SHORT EXERCISE — Repeat every line exactly, keeping the pictures out of the copy.

MATERIAL —
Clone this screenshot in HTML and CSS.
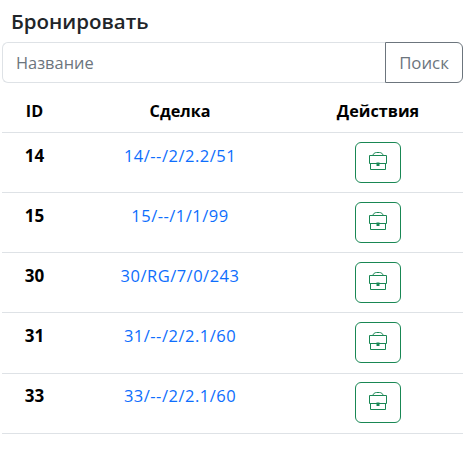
FILE: index.html
```html
<!DOCTYPE html>
<html lang="ru">
<head>
<meta charset="utf-8">
<title>Бронировать</title>
<link rel="stylesheet" href="styles.css">
</head>
<body>
<svg class="sprite" width="0" height="0" aria-hidden="true">
  <symbol id="case" viewBox="0 0 18 18">
    <path d="M4 3.500C4 1.500 6 .5 7.500.5h3C12 .5 14 1.500 14 3.500" fill="none" stroke="currentColor"/>
    <path d="M.5 3.500h17v8H.5zM1.500 11.500v6h15v-6" fill="none" stroke="currentColor"/>
    <rect x="7.500" y="10.500" width="3" height="3.500" fill="currentColor"/>
  </symbol>
</svg>
<main class="page">
  <h1 class="title">Бронировать</h1>
  <form class="search">
    <input class="search-input" type="text" placeholder="Название">
    <button class="search-btn" type="button">Поиск</button>
  </form>
  <table class="deals">
    <thead>
      <tr><th class="col-id">ID</th><th class="col-deal">Сделка</th><th class="col-act">Действия</th></tr>
    </thead>
    <tbody>
      <tr><td class="id">14</td><td class="deal"><a href="#">14/--/2/2.2/51</a></td><td class="act"><button class="book" type="button"><svg class="ico"><use href="#case"/></svg></button></td></tr>
      <tr><td class="id">15</td><td class="deal"><a href="#">15/--/1/1/99</a></td><td class="act"><button class="book" type="button"><svg class="ico"><use href="#case"/></svg></button></td></tr>
      <tr><td class="id">30</td><td class="deal"><a href="#">30/RG/7/0/243</a></td><td class="act"><button class="book" type="button"><svg class="ico"><use href="#case"/></svg></button></td></tr>
      <tr><td class="id">31</td><td class="deal"><a href="#">31/--/2/2.1/60</a></td><td class="act"><button class="book" type="button"><svg class="ico"><use href="#case"/></svg></button></td></tr>
      <tr><td class="id">33</td><td class="deal"><a href="#">33/--/2/2.1/60</a></td><td class="act"><button class="book" type="button"><svg class="ico"><use href="#case"/></svg></button></td></tr>
    </tbody>
  </table>
</main>
</body>
</html>
```
FILE: styles.css
```css
* { box-sizing: border-box; }
body {
  margin: 0;
  background: #fff;
  color: #212529;
  font-family: "Open Sans", "Noto Sans", sans-serif;
  font-size: 16px;
}
.sprite { position: absolute; }
.page { padding: 9px 8px 0 2px; }
.title {
  margin: 0 0 8px 9px;
  font-size: 20.500px;
  line-height: 25px;
  font-weight: 600;
}
.search { display: flex; height: 41px; }
.search-input {
  flex: 1;
  min-width: 0;
  padding: 0 13px;
  border: 1px solid #dee2e6;
  border-right: 0;
  border-radius: 6px 0 0 6px;
  font: inherit;
  font-size: 16.400px;
  color: #212529;
  outline: 0;
}
.search-input::placeholder { color: #6c757d; opacity: 1; }
.search-btn {
  width: 78px;
  padding: 0;
  border: 1px solid #6c757d;
  border-radius: 0 6px 6px 0;
  background: #fff;
  color: #6c757d;
  font: inherit;
  font-size: 16.800px;
}
.deals {
  width: 100%;
  border-collapse: collapse;
  color: #000;
}
th, td { border-bottom: 1px solid #dee2e6; padding: 0; text-align: center; }
th {
  height: 49px;
  padding-top: 7px;
  font-size: 16.200px;
  font-weight: 700;
}
td { height: 60.250px; vertical-align: top; }
.col-id { width: 65px; }
.col-deal { width: 226px; }
.id { padding-top: 11px; font-weight: 700; font-size: 17px; }
.deal { padding-top: 11px; font-size: 16.500px; letter-spacing: .5px; }
.deal a { color: #0d6efd; text-decoration: none; }
.act { padding-top: 9px; }
tr:last-child .id, tr:last-child .deal { padding-top: 10px; }
tr:last-child .act { padding-top: 8px; }
.book {
  display: inline-flex;
  align-items: center;
  justify-content: center;
  width: 46px;
  height: 41px;
  padding: 0;
  border: 1px solid #198754;
  border-radius: 6px;
  background: #fff;
  color: #198754;
  vertical-align: top;
}
.ico { width: 18px; height: 18px; margin-top: -3px; }
```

SOLUTION TO THE EXERCISE —
Clone this screenshot in HTML and CSS.
FILE: index.html
```html
<!DOCTYPE html>
<html lang="ru">
<head>
<meta charset="utf-8">
<title>Бронировать</title>
<link rel="stylesheet" href="styles.css">
</head>
<body>
<svg class="sprite" width="0" height="0" aria-hidden="true">
  <symbol id="case" viewBox="0 0 18 18">
    <path d="M4 3.500C4 1.500 6 .5 7.500.5h3C12 .5 14 1.500 14 3.500" fill="none" stroke="currentColor"/>
    <path d="M.5 3.500h17v8H.5zM1.500 11.500v6h15v-6" fill="none" stroke="currentColor"/>
    <rect x="7.500" y="10.500" width="3" height="3.500" fill="currentColor"/>
  </symbol>
</svg>
<main class="page">
  <h1 class="title">Бронировать</h1>
  <form class="search">
    <input class="search-input" type="text" placeholder="Название">
    <button class="search-btn" type="button">Поиск</button>
  </form>
  <table class="deals">
    <thead>
      <tr><th class="col-id">ID</th><th class="col-deal">Сделка</th><th class="col-act">Действия</th></tr>
    </thead>
    <tbody>
      <tr><td class="id">14</td><td class="deal"><a href="#">14/--/2/2.2/51</a></td><td class="act"><button class="book" type="button"><svg class="ico"><use href="#case"/></svg></button></td></tr>
      <tr><td class="id">15</td><td class="deal"><a href="#">15/--/1/1/99</a></td><td class="act"><button class="book" type="button"><svg class="ico"><use href="#case"/></svg></button></td></tr>
      <tr><td class="id">30</td><td class="deal"><a href="#">30/RG/7/0/243</a></td><td class="act"><button class="book" type="button"><svg class="ico"><use href="#case"/></svg></button></td></tr>
      <tr><td class="id">31</td><td class="deal"><a href="#">31/--/2/2.1/60</a></td><td class="act"><button class="book" type="button"><svg class="ico"><use href="#case"/></svg></button></td></tr>
      <tr><td class="id">33</td><td class="deal"><a href="#">33/--/2/2.1/60</a></td><td class="act"><button class="book" type="button"><svg class="ico"><use href="#case"/></svg></button></td></tr>
    </tbody>
  </table>
</main>
</body>
</html>
```
FILE: styles.css
```css
* { box-sizing: border-box; }
body {
  margin: 0;
  background: #fff;
  color: #212529;
  font-family: "Open Sans", "Noto Sans", sans-serif;
  font-size: 16px;
}
.sprite { position: absolute; }
.page { padding: 9px 8px 0 2px; }
.title {
  margin: 0 0 8px 9px;
  font-size: 20.500px;
  line-height: 25px;
  font-weight: 600;
}
.search { display: flex; height: 41px; }
.search-input {
  flex: 1;
  min-width: 0;
  padding: 0 13px;
  border: 1px solid #dee2e6;
  border-right: 0;
  border-radius: 6px 0 0 6px;
  font: inherit;
  font-size: 16.400px;
  color: #212529;
  outline: 0;
}
.search-input::placeholder { color: #6c757d; opacity: 1; }
.search-btn {
  width: 78px;
  padding: 0;
  border: 1px solid #6c757d;
  border-radius: 0 6px 6px 0;
  background: #fff;
  color: #6c757d;
  font: inherit;
  font-size: 16.800px;
}
.deals {
  width: 100%;
  border-collapse: collapse;
  color: #000;
}
th, td { border-bottom: 1px solid #dee2e6; padding: 0; text-align: center; }
th {
  height: 49px;
  padding-top: 7px;
  font-size: 16.200px;
  font-weight: 700;
}
td { height: 60.250px; vertical-align: top; }
.col-id { width: 65px; }
.col-deal { width: 226px; }
.id { padding-top: 11px; font-weight: 700; font-size: 17px; }
.deal { padding-top: 11px; font-size: 16.500px; letter-spacing: .5px; }
.deal a { color: #0d6efd; text-decoration: none; }
.act { padding-top: 9px; }
tr:last-child .id, tr:last-child .deal { padding-top: 10px; }
tr:last-child .act { padding-top: 8px; }
.book {
  display: inline-flex;
  align-items: center;
  justify-content: center;
  width: 46px;
  height: 41px;
  padding: 0;
  border: 1px solid #198754;
  border-radius: 6px;
  background: #fff;
  color: #198754;
  vertical-align: top;
}
.ico { width: 18px; height: 18px; margin-top: -3px; }
```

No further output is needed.